◆ **WHAT IS EXPECTED**
Select and reproduce each line of the listing below that bears the string "image".

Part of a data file
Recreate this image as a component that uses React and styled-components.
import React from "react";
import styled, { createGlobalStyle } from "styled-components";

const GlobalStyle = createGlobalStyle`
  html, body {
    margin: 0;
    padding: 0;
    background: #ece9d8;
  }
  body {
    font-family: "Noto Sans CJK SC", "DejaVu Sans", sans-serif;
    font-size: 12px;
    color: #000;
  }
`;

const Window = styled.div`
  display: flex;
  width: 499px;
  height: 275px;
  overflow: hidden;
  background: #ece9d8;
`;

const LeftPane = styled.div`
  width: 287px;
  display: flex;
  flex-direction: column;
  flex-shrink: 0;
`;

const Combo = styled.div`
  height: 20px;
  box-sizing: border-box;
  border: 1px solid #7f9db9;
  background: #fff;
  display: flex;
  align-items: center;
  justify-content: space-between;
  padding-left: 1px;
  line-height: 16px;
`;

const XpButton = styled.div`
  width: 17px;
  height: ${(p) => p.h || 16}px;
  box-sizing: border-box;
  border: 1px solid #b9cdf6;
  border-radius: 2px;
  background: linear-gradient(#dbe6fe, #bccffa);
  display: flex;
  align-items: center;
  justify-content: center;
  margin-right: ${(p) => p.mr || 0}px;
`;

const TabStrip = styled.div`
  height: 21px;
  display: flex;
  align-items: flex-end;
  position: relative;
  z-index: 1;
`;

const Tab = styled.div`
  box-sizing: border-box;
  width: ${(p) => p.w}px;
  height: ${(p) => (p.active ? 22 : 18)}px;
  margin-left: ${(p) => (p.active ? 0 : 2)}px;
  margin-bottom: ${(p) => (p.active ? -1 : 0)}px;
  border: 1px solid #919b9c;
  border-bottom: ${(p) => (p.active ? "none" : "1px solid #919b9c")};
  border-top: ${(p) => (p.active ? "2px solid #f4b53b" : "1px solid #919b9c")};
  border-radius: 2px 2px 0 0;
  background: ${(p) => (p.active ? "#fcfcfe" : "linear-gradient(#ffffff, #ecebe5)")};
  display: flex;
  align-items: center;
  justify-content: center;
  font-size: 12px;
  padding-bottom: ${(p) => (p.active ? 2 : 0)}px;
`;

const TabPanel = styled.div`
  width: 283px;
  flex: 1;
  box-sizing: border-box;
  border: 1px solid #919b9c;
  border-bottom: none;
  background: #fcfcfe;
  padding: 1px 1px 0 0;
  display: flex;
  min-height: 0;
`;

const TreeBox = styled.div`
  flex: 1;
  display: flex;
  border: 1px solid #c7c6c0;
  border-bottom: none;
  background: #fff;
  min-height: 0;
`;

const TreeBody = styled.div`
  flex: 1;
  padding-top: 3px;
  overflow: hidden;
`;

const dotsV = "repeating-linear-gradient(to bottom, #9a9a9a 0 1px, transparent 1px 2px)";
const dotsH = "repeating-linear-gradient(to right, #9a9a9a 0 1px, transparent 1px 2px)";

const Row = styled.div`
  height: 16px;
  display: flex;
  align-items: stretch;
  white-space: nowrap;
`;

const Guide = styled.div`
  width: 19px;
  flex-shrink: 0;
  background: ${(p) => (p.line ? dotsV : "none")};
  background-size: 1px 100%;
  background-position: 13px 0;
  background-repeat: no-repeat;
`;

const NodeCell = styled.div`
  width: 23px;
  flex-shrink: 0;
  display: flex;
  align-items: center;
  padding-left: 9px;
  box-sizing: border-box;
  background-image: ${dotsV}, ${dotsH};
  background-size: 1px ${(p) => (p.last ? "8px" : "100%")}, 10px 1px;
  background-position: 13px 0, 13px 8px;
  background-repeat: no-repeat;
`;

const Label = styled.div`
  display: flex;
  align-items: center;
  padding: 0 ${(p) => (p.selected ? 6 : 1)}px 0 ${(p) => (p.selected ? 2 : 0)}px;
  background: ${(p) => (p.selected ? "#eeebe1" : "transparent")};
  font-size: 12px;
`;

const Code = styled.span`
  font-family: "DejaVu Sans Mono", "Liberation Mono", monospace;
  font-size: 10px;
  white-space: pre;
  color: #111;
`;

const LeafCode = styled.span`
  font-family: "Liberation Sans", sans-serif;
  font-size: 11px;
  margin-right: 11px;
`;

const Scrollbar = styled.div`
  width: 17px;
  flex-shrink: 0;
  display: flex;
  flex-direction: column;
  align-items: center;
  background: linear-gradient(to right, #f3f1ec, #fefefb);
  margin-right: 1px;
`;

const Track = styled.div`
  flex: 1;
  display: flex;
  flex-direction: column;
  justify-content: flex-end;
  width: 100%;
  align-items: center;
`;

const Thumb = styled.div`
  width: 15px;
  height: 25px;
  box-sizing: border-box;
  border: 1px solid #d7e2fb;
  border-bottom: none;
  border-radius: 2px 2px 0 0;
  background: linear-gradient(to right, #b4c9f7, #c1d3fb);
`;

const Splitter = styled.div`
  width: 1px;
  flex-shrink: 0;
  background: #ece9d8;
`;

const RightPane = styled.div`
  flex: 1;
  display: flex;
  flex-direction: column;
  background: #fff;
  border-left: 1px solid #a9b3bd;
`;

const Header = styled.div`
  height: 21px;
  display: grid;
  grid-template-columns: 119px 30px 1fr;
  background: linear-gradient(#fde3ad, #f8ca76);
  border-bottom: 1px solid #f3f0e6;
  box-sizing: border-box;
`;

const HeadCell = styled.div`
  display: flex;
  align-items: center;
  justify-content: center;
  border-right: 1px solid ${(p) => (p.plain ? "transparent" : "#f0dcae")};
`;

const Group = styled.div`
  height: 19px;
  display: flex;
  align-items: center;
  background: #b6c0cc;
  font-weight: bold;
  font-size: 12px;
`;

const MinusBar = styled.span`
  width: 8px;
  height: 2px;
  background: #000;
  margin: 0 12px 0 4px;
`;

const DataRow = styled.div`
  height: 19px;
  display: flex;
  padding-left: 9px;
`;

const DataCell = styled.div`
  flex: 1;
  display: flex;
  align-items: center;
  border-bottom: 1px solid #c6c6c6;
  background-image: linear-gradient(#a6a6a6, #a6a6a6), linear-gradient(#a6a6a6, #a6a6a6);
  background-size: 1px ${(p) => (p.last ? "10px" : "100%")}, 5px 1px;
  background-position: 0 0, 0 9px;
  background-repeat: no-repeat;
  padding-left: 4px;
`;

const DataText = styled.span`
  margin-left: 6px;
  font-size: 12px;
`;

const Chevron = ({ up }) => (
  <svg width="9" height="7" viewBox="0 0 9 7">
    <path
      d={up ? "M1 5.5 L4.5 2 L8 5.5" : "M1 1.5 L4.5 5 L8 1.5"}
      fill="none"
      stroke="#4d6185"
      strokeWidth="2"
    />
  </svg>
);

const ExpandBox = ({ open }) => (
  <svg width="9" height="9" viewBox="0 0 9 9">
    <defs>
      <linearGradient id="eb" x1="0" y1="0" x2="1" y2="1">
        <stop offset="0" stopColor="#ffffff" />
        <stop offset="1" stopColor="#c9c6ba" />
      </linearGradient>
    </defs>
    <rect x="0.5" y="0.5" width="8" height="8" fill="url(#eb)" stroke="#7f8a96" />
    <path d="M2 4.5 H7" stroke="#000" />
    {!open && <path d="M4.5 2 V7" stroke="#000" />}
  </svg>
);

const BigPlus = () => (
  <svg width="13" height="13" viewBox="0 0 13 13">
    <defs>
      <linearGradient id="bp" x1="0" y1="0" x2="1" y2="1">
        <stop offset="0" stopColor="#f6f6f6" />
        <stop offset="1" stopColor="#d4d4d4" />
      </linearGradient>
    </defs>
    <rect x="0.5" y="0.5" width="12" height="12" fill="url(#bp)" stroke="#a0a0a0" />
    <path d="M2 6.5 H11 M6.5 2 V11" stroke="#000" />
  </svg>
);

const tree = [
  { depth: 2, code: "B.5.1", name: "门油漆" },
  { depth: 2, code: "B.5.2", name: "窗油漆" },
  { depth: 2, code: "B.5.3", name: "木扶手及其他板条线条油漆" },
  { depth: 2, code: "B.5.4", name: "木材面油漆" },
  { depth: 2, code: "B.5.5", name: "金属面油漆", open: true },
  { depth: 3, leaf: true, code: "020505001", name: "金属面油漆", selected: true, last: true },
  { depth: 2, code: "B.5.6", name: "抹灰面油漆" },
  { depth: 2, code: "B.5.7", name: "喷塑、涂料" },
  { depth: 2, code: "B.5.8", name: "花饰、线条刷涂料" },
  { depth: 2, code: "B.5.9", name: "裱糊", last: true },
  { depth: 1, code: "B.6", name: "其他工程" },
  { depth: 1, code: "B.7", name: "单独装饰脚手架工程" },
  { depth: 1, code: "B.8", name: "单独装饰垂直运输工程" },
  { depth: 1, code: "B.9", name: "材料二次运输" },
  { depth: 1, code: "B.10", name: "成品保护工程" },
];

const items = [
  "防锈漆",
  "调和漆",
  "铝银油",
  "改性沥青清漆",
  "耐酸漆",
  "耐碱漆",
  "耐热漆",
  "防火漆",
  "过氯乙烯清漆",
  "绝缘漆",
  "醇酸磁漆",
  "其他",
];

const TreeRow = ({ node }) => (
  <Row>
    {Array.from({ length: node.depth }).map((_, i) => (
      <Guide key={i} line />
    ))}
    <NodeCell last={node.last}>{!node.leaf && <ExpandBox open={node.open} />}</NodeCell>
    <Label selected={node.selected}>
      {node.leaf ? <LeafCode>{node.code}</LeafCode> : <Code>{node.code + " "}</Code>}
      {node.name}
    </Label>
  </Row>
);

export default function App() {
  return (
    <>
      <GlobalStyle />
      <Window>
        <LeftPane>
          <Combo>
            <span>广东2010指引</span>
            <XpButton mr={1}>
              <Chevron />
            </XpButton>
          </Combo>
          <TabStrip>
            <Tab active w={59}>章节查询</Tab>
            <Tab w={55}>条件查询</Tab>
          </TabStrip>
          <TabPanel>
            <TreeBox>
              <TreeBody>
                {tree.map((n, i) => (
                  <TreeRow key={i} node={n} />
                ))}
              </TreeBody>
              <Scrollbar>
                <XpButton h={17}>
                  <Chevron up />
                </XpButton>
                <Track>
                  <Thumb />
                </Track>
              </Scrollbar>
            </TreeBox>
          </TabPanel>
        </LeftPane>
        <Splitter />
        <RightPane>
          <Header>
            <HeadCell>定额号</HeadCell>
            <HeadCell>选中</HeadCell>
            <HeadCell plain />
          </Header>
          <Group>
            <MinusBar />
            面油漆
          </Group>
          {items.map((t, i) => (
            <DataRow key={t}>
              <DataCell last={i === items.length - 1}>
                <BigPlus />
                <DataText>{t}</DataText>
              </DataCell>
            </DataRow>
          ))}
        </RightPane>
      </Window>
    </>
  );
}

...

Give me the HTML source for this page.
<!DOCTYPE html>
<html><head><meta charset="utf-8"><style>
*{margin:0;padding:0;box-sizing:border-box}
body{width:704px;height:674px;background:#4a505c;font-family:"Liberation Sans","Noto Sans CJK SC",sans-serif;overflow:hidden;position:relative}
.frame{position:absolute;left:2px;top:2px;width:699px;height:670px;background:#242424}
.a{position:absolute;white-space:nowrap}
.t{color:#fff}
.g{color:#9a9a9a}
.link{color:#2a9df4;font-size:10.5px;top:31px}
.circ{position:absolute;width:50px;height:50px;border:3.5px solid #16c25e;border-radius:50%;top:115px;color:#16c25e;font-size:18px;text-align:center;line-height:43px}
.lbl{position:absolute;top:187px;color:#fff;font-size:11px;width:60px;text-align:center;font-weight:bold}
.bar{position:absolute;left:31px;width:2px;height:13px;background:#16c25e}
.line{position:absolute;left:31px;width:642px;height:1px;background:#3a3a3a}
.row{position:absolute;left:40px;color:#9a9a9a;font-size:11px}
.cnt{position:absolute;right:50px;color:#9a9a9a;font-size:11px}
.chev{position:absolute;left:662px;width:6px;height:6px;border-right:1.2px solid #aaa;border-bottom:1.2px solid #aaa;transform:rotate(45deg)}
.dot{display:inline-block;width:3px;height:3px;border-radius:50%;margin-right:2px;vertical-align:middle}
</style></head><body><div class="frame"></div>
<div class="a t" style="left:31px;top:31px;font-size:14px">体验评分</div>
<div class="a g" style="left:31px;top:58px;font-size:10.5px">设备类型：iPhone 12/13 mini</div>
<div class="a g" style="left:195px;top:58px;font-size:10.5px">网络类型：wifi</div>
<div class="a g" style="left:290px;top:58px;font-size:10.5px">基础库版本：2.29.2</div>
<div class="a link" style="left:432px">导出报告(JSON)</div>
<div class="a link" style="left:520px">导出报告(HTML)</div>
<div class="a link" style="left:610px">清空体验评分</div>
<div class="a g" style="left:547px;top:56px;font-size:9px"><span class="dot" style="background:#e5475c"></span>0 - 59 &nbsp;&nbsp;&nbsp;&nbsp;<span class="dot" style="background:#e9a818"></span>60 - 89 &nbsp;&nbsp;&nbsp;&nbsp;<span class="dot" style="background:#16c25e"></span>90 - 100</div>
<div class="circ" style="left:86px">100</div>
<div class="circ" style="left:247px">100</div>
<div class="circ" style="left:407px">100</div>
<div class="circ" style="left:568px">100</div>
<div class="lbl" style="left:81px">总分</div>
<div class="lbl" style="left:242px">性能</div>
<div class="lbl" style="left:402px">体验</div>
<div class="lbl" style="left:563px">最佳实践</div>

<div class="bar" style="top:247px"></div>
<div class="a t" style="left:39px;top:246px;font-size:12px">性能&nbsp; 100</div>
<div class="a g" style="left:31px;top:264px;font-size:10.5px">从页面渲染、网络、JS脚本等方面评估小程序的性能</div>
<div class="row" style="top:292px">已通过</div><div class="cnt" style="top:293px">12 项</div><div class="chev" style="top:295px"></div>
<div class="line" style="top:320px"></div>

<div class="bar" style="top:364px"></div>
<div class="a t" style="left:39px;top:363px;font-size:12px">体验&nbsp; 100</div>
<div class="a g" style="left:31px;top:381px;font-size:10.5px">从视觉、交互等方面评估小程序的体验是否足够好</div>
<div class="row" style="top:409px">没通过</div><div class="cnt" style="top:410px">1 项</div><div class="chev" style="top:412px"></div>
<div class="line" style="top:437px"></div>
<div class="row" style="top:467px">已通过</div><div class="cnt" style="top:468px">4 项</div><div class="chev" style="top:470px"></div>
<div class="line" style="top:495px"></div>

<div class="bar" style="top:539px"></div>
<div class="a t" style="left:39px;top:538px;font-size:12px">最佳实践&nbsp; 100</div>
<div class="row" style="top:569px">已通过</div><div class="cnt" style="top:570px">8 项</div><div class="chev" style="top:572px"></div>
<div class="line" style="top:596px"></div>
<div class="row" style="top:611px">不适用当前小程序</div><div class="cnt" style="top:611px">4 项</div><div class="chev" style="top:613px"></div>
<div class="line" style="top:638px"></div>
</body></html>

◆ **TASK ANSWER**
Recreate this image as a component that uses React and styled-components.
  background-image: ${dotsV}, ${dotsH};
  background-image: linear-gradient(#a6a6a6, #a6a6a6), linear-gradient(#a6a6a6, #a6a6a6);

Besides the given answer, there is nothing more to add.